You can't fix a problem you don't know the source of.

Thank you Dan, for this comment and the previous one regarding my input.

I certainly agree with you that one needs to introspect in order to realize one has a problem and that one needs to discover that one's emotions are not telling one factually that something is actually for oneself or against oneself. I think the default position regarding emotions is that they are correct in identifying positive or negative aspects of reality, else why would one have that particular emotional reaction? It takes introspection to realize that one has a premise, a programming, or an association that leads to that emotion and that these can be incorrect or not conforming to actual existence.

I think many people tend to take an emotional reaction as the given, such as when one touches something that is hot and one feels pain and from that removes one's fingers from the fire. In the case of physiological reactions, they are accurate -- i.e. if one does not remove one's fingers from the fire then one will get burnt, one will suffer actual damage. And it takes an introspective effort to realize that just because one's emotions are telling oneself one thing that it might be better to do the opposite -- i.e. follow reason. With the fire analogy, most animals will run away from fire out of fear of getting burnt, but because man has reason and can act against that fear, he can tame fire and use it to his advantage, and thus no longer feel fear but pride in his accomplishment.

Similarly, if he introspects about the source of his emotions, then he can follow reason more assuredly.
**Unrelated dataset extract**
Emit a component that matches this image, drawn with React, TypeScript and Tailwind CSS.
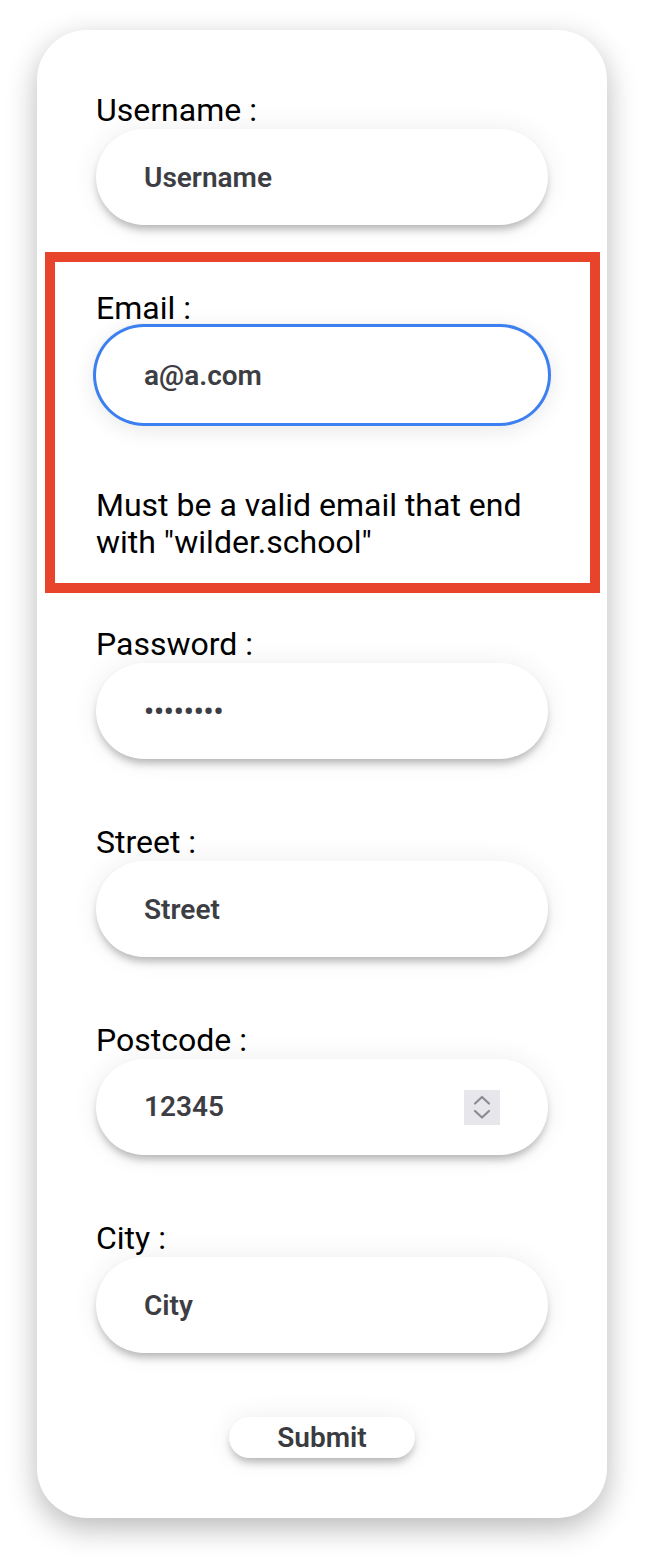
import React from 'react';

const inputShadow = 'shadow-[0_6px_8px_-2px_rgba(0,0,0,0.28),0_0_28px_rgba(0,0,0,0.07)]';

interface FieldProps {
  label: string;
  children: React.ReactNode;
}

const Field: React.FC<FieldProps> = ({ label, children }) => (
  <div className="flex flex-col">
    <label className="text-[32px] leading-[38px] text-black">{label}</label>
    {children}
  </div>
);

const pill = `h-[96px] w-full rounded-full bg-white px-[48px] text-[28px] font-semibold text-[#3d3e43] placeholder:text-[#3d3e43] outline-none ${inputShadow}`;

const Spinner = () => (
  <div className="flex h-[35px] w-[36px] shrink-0 items-center justify-center bg-[#e6e6eb]">
    <svg width="36" height="35" viewBox="0 0 36 35" fill="none">
      <path d="M11 13.5 L18 7 L25 13.5" stroke="#8b8b95" strokeWidth="2.2" strokeLinecap="round" strokeLinejoin="round" />
      <path d="M11 21 L18 27.5 L25 21" stroke="#8b8b95" strokeWidth="2.2" strokeLinecap="round" strokeLinejoin="round" />
    </svg>
  </div>
);

const App: React.FC = () => {
  return (
    <div className="min-h-[1565px] bg-white pt-[30px] font-['Roboto','Liberation_Sans',sans-serif]">
      <form
        onSubmit={(e) => e.preventDefault()}
        className="ml-[37px] flex w-[570px] flex-col gap-16 rounded-[50px] bg-white px-[59px] pb-[60px] pt-[61px] shadow-[0_10px_30px_rgba(0,0,0,0.28)]"
      >
        <Field label="Username :">
          <input type="text" placeholder="Username" className={pill} />
        </Field>

        <div className="relative flex flex-col gap-16">
          <div className="pointer-events-none absolute -bottom-[32px] -left-[51px] -right-[52px] -top-[37px] border-[10px] border-[#e8432b]" />
          <Field label="Email :">
            <input
              type="email"
              defaultValue="a@a.com"
              className="h-[96px] w-full rounded-full bg-white px-[48px] text-[28px] font-semibold text-[#3d3e43] outline-none shadow-[0_0_0_3px_#3b7ff0,0_0_0_4px_#f2f2f2,0_4px_24px_rgba(0,0,0,0.12)]"
            />
          </Field>
          <p className="text-[32px] leading-[37px] text-black">
            Must be a valid email that end with "wilder.school"
          </p>
        </div>

        <Field label="Password :">
          <input type="password" defaultValue="12345678" className={pill} />
        </Field>

        <Field label="Street :">
          <input type="text" placeholder="Street" className={pill} />
        </Field>

        <Field label="Postcode :">
          <div className={`flex h-[96px] w-full items-center rounded-full bg-white px-[48px] ${inputShadow}`}>
            <input
              type="text"
              inputMode="numeric"
              defaultValue="12345"
              className="min-w-0 flex-1 bg-transparent text-[28px] font-semibold text-[#3d3e43] outline-none"
            />
            <Spinner />
          </div>
        </Field>

        <Field label="City :">
          <input type="text" placeholder="City" className={pill} />
        </Field>

        <div className="flex justify-center">
          <button
            type="submit"
            className={`h-[41px] rounded-full bg-white px-[48px] text-[28px] font-semibold leading-none text-[#3a3b40] ${inputShadow}`}
          >
            Submit
          </button>
        </div>
      </form>
    </div>
  );
};

export default App;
And I think you are right that a lot of people do not understand that there is a psychological or subconscious source for emotions, that they are not a direct contact with reality, and that there is another step in there that is giving that emotional reaction.

I think a lot of people might even feel fear or anxiety when they first come across Objectivism. Having been Catholic when I first came across Objectivism led to those emotions in me. But understanding the nature of emotions via Objectivism and the moral code of following reason instead of emotions, and by further studying and observations, my emotional reactions eventually changed to one of pleasure when I think about Objectivism. I think a lot of people don't understand the nature of emotions, and thus, when feeling fear or anxiety with regard to Objectivism, drop it as if it will do them harm.

So I think understanding the nature of emotions is crucial in the spread of Objectivism, at least for those who have a strong negative emotional reaction to it at first glance. A misunderstanding of emotions, and the tendency to treat them as physiological reactions, can lead one to turn against it due to fear or anxiety. But, like taming fire, if one sticks with reason, it is worth the effort.